When the whole opioid crisis blew up, the Sackler family — whose fortune was substantially built on getting thousands of Americans debilitatingly addicted to OxyContin — withdrew for a period from their charitable giving. It was reported yesterday, though, that they’re back in the philanthropy business, and last year gave £3.5 million to various British causes — among them the Oxford Philharmonic Orchestra, the Watermill Theatre, King’s College, London, the homelessness charity Amber Foundation, various churches, academies and conservation projects. ‘The return of the Sacklers to philanthropy in the UK,’ the report stated confidently, ‘will cause outrage’. Really?
I remember being similarly perplexed when green campaigners were protesting about the National Portrait Gallery being sponsored by BP. It was outrageous, they said, that this vile fossil fuel company should be allowed to give away its money to a British art gallery. The artist Gary Hume said that the need for arts funding was ‘outweighed by the need to act urgently on the climate crisis’. That was a point of view, I suppose — and his argument that the gallery accepting the donations helped to ‘launder the oil industry’s image’ had something to it. But it seemed a nose-to-spite-face position to take.
That seems to me to be a sort of moral narcissism: insisting that if the people we hold to be baddies want to do something good, we need to thwart rather than encourage them
Look at this, perhaps, the other way round. Let’s say you have a company that has made zillions of dirty dollars polluting the sea, exploiting the nimble fingers of eight-year-old seamstresses in third-world sweatshops, or flogging fragmentation bombs to repressive regimes. What if some enlightened government decided to punish that company for its wrongdoing? How might it go about it? What would really show them? An obvious thing to do would be to confiscate some of its profits. And that money having been confiscated, what would the government do with it? It could, I suggest, donate the money to good causes such as galleries, theatres, schools, wildlife conservation and what have you.

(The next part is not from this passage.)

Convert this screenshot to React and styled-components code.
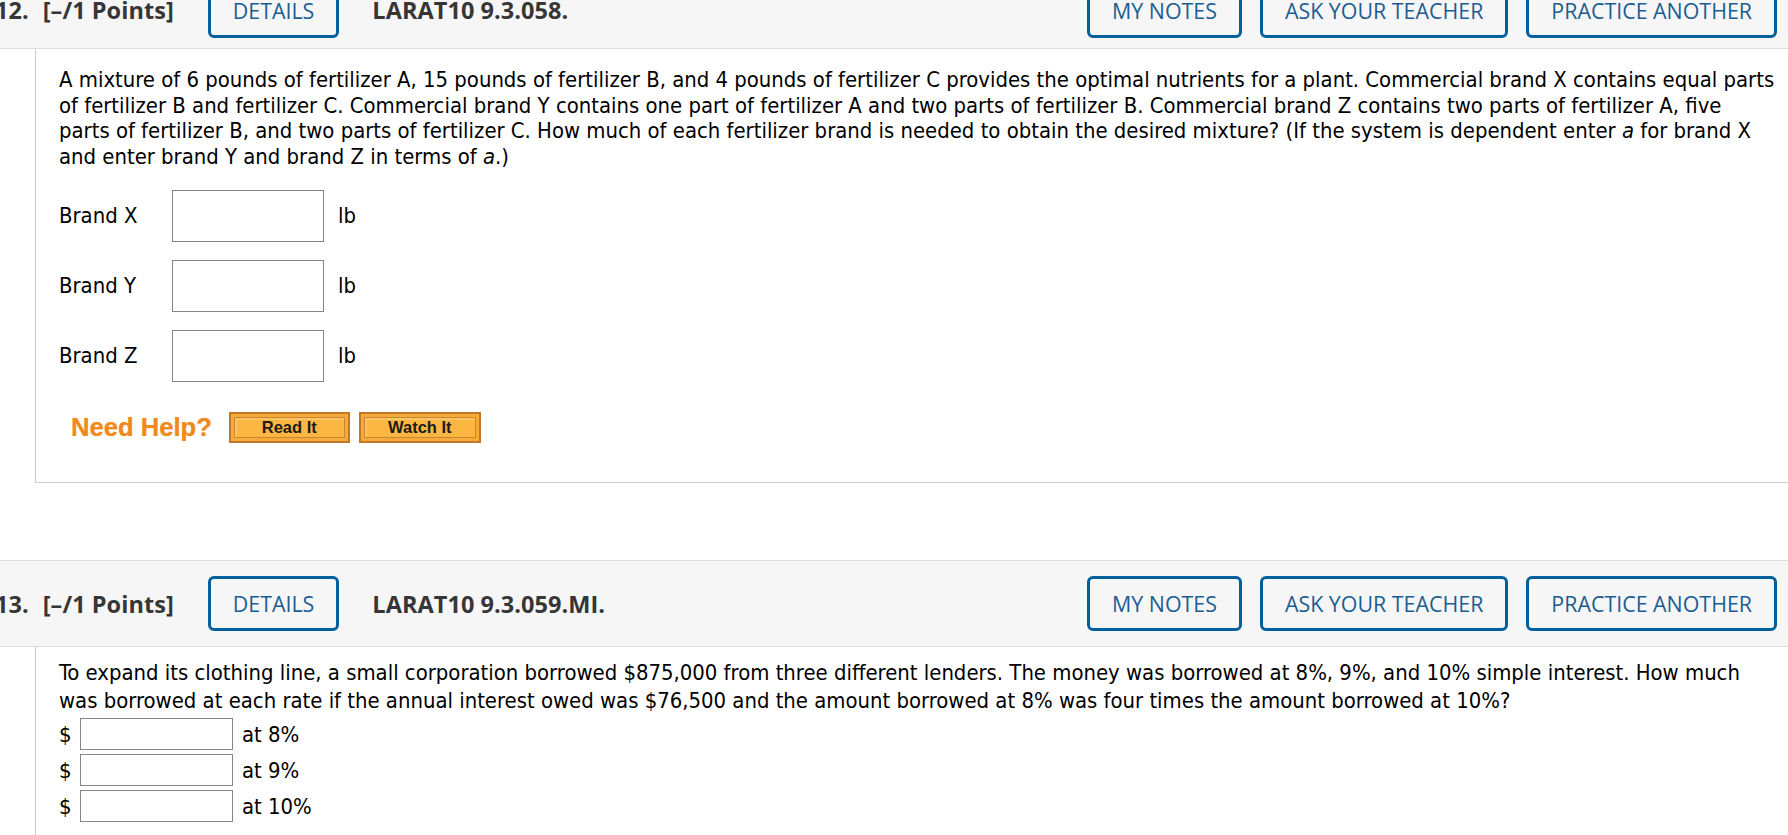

Would right-on people, in such a circumstance, be tut-tutting at the arrangement? Would they be insisting that the money be forgone by these good causes and returned to the offending multinational and its unscrupulous shareholders forthwith? I would have thought, rather, that they would clamour for ever greater confiscations, ever greater donations to good causes. Yet what we have at present — the arrangement that is held to be unseemly — is exactly the same result achieved by different means. One way or another, the wages of sin are being redirected into causes of which most or all of us can approve.
Is the thing that sticks in the craw, then, that the Sackler family has the audacity to hand over some of their ill-gotten gains voluntarily? This principle, if you could call it that, seems to hold that the results be damned — it’s the means that matter. That seems to me to be a sort of moral narcissism: insisting that if the people we hold to be baddies want to do something good, we need to thwart rather than encourage them so as not to be seen to in any way give succour to the enemy. We want their badness to remain uncompromised, uncomplicated; the better to burnish the contrast with our own virtue.
That, I humbly submit, is just silly. There’s a wisp of an argument that says that such donations are a tax efficiency of one sort or another; and another wisp of an argument that says that it’s distasteful that companies not deserving of respect should be allowed to plaster their names in places of honour above wings of galleries.
But they are just wisps of arguments. Of course we can, and perhaps should, tinker with the tax breaks — but on the whole, there’s a good case for being thankful that at least some of such a company’s profits end up paying for something worthwhile, rather than sheltering behind a brass plaque in Belize. Philanthropy is only one of the tax avoidance schemes available to multi-million-pound companies, and it’s probably the one that does the greatest public good.
And, sure, it’s for the institutions themselves to decide whether ‘The Sackler Courtyard’ or ‘The Sackler Institution’ or ‘The BP Portrait Prize’ is the sort of branding that they’re prepared to wear in exchange for however many millions they would not otherwise have had. But it’s possible to overstate how much a name on a plaque really does to launder a company’s image. Indeed, inasmuch as they bring anonymous companies into the light of day, that sort of branding works against them as much as it works for them. Who outside the City had heard of the Man Group (blameless folk, I should say — I used them as an example) before they sponsored the Booker Prize? Were BP’s yellow-and-green logo not affixed to the National Portrait Gallery, there’d have been nothing for eco-graffiti to deface, nor the occasion to write hostile articles about their sponsorship in the press.
Anyone who cares to know who the Sacklers are and how they made their money can find out with a 30-second Google search. And the money itself isn’t magical: the sin that made it is not contagious. Arts, education, conservation — all of these things need all the help they can get. And the sorts of companies or families that are in a position to help seldom make that sort of money without getting it in ways that don’t bear very close examination. These schools, galleries and orchestras should hold their noses, rattle their piggy banks, and take the dirty dough with good grace.